I found myself doing some very important math today that was very much similar to a couple projects I've assigned.  So next time they ask me that question I plan to share this with them...just kidding, that would be way inappropriate.  But I'll share it here since we're all adults.  Maybe I could change it a bit to share with them.

I came across a recipe on pinterest for strawberry peach sangria but it was only the amounts for one serving.

 Recipe is from Joe's Crab Shack in case you were curious

So my question was if I bought this bottle of wine, how much of the other ingredients do I need if I plan to use all of the wine?

Totally a math problem.

And the follow up question...if I make it so that I use the entire bottle, will it all fit into my pitcher? Or maybe, if I only want to make enough to fill the pitcher how much of everything should I use?

It's kinda like a totally school inappropriate 3 Act right?

So this would be my act 2 info:

Act 2
 Information from the bottle

 Pitcher information from here

Act 3
I've got nothing fun to share for act 3 since I didn't actually make it yet. I could take a picture later though to complete the task.

I do have my work though. Yes I did pull out a notebook and calculator fyi.  I'm cool like that.

So it will not all fit in my pitcher at once.  Especially since that 114 oz. doesn't include the Sprite and fruit.

One interesting thing that did come to mind though was the idea of unit conversions.  I needed to go from liters to ounces.  If this were a project I'd teach kids all sorts of ways to do this using ratios and proportions and make them show their work.

But I didn't do any of this.  I totally cheated.

I opened up Wolfram Alpha and typed "1.5 L to oz" and had my answer in a fraction of a second.  I'm not saying we should teach kids to "cheat" but considering the fact that so many of them walk around with pretty powerful technology in their pockets, maybe it would be more useful to teach them how to use it. Because in all honesty, if I have my phone/iPad/computer with me I'm going to take the shortcut every single time.

Just something I'm thinking about.  Thoughts? Ideas perhaps on how to make this school appropriate?

#### 8 comments:

1. This is easily made school appropriate- just change the ingredients. The kids don't need to know that it was once alcohol based. Change wine to lemonade, schnapps to peach puree, and vodka to sprite (then don't include "topping it with sprite").

Ohh then when all the math is done, make the punch in class! Yummiest math class ever!

1. love it! and it still sounds tasty :) tasks that justify snacks in class are totally the best ones!

2. Loved this post! I'm a first year teacher (starting in a few weeks!) and I was joking with my husband if I started my own blog my first post would be a lesson on cocktails and proportions :)

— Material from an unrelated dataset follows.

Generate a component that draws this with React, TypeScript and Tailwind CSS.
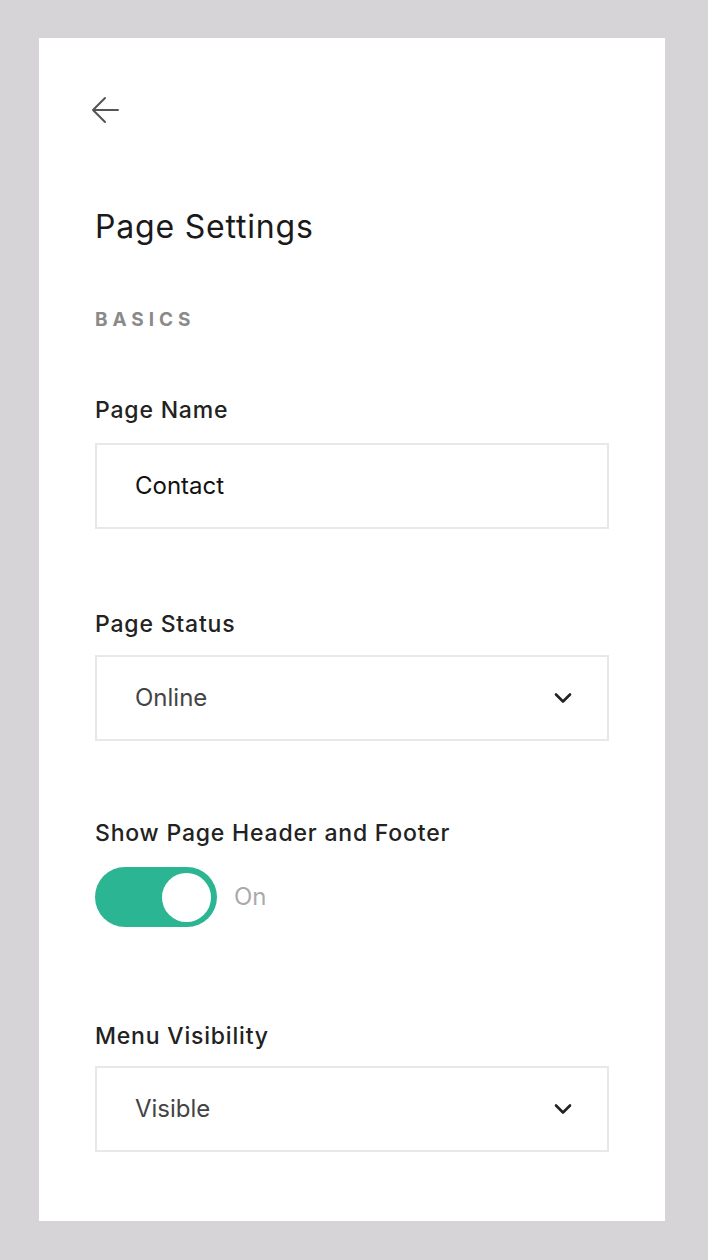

3. Finally math worth doing!! Sorry I am a social studies teacher so I am not really into math unless it is in graphs and charts, but I love your blog and this post is GREAT!!

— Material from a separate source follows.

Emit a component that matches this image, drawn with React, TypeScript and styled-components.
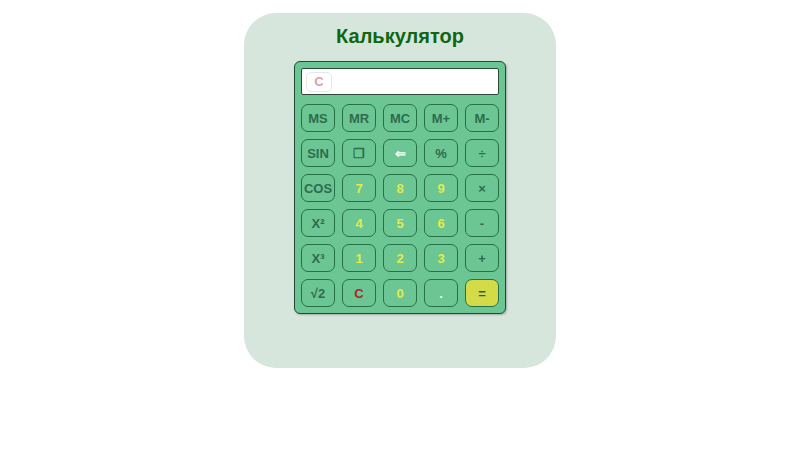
import React from 'react';
import styled, { createGlobalStyle } from 'styled-components';

const GlobalStyle = createGlobalStyle`
  body {
    margin: 0;
    background: #ffffff;
    font-family: "Liberation Sans", Arial, sans-serif;
  }
`;

const Page = styled.div`
  display: flex;
  justify-content: center;
  padding-top: 13px;
`;

const Card = styled.div`
  width: 312px;
  height: 355px;
  box-sizing: border-box;
  background: #d6e6dd;
  border-radius: 32px;
  padding-top: 11px;
  display: flex;
  flex-direction: column;
  align-items: center;
`;

const Title = styled.h1`
  margin: 0;
  font-size: 20px;
  line-height: 24px;
  font-weight: bold;
  color: #116611;
`;

const Calculator = styled.div`
  margin-top: 13px;
  width: 212px;
  box-sizing: border-box;
  background: #6bc693;
  border: 1px solid #244a33;
  border-radius: 6px;
  padding: 6px;
  box-shadow: 1px 1px 2px rgba(0, 0, 0, 0.25);
`;

const Display = styled.div`
  height: 27px;
  box-sizing: border-box;
  background: #ffffff;
  border: 1px solid #2b4a38;
  border-radius: 2px;
  display: flex;
  align-items: center;
  padding-left: 4px;
`;

const ClearChip = styled.div`
  width: 26px;
  height: 20px;
  box-sizing: border-box;
  border: 1px solid #e4e8e6;
  border-radius: 5px;
  display: flex;
  align-items: center;
  justify-content: center;
  color: #e0a0aa;
  font-size: 13px;
  font-weight: bold;
`;

const Keys = styled.div`
  margin-top: 9px;
  display: grid;
  grid-template-columns: repeat(5, 34px);
  grid-auto-rows: 28px;
  column-gap: 7px;
  row-gap: 7px;
`;

type Kind = 'fn' | 'digit' | 'light' | 'clear' | 'equals';

const colors: Record<Kind, string> = {
  fn: '#2f6c4e',
  digit: '#e4ea4c',
  light: '#f2fff6',
  clear: '#a8282a',
  equals: '#2f5c3c',
};

const Key = styled.button<{ $kind: Kind }>`
  box-sizing: border-box;
  width: 34px;
  height: 28px;
  padding: 0;
  border: 1.5px solid #267046;
  border-radius: 7px;
  background: ${(p) => (p.$kind === 'equals' ? '#d3dc48' : '#6bc693')};
  color: ${(p) => colors[p.$kind]};
  font-family: "Liberation Sans", Arial, sans-serif;
  font-size: 13px;
  font-weight: bold;
  display: flex;
  align-items: center;
  justify-content: center;
`;

const keys: [string, Kind][] = [
  ['MS', 'fn'], ['MR', 'fn'], ['MC', 'fn'], ['M+', 'fn'], ['M-', 'fn'],
  ['SIN', 'fn'], ['❐', 'fn'], ['⇐', 'light'], ['%', 'fn'], ['÷', 'fn'],
  ['COS', 'fn'], ['7', 'digit'], ['8', 'digit'], ['9', 'digit'], ['×', 'fn'],
  ['X²', 'fn'], ['4', 'digit'], ['5', 'digit'], ['6', 'digit'], ['-', 'fn'],
  ['X³', 'fn'], ['1', 'digit'], ['2', 'digit'], ['3', 'digit'], ['+', 'fn'],
  ['√2', 'fn'], ['C', 'clear'], ['0', 'digit'], ['.', 'light'], ['=', 'equals'],
];

export default function App() {
  return (
    <>
      <GlobalStyle />
      <Page>
        <Card>
          <Title>Калькулятор</Title>
          <Calculator>
            <Display>
              <ClearChip>C</ClearChip>
            </Display>
            <Keys>
              {keys.map(([label, kind], i) => (
                <Key key={i} $kind={kind}>
                  {label}
                </Key>
              ))}
            </Keys>
          </Calculator>
        </Card>
      </Page>
    </>
  );
}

4. Now this is real world math! Totally should link up next week to "Math in Real Life" Linky Party. You can find info at http://allthingsupperelementary.blogspot.com/2013/08/when-are-we-ever-going-to-use-this.html

Jennifer Smith-Sloane
4mulaFun

5. If there's anything that gets kids' attention, it's food. I was going to write the same suggestion as the first comment: change out the punch ingredients to things like lemonade and juice. They'll be none the wiser. You could extend this into pricing as well- how much does the drink cost per ounce or glass or pitcher?

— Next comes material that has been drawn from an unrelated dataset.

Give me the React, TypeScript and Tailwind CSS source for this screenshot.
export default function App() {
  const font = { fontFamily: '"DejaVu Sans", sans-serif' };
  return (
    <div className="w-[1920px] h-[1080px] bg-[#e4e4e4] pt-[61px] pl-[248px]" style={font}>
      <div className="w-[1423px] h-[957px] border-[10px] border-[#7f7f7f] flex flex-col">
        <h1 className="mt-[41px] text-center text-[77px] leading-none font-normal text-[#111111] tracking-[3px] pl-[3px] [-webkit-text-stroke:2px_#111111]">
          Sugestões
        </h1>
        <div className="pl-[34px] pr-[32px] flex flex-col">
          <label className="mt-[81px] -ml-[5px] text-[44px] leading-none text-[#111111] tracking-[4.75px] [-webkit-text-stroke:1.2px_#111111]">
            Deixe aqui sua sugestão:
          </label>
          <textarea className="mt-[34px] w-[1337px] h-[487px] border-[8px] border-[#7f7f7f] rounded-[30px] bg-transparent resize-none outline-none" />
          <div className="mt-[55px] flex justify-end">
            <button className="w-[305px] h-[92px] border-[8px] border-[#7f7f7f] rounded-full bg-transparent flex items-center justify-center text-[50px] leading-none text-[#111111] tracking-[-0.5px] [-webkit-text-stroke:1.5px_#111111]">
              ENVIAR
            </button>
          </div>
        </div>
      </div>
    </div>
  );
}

6. Love this Sarah! Thanks for sharing. Love the twist Kat put on it.

7. Ah, I love the real-world math problem. I just did this the other day when my bestie and I were making sangrias and we wanted to use the whole bottle of wine. I think you could make it school appropriate by making it an non-alcoholic (think lemonade or fruit punch) drink mix or dessert recipe.

I'm a big believer in letting kids "cheat" when appropriate. For change of units like this, I let them look up the conversion. I have never actually done a conversion by hand that I couldn't easily look up when it comes to cooking. I just think it is more important for the kids to know how to use technology in a real-world way.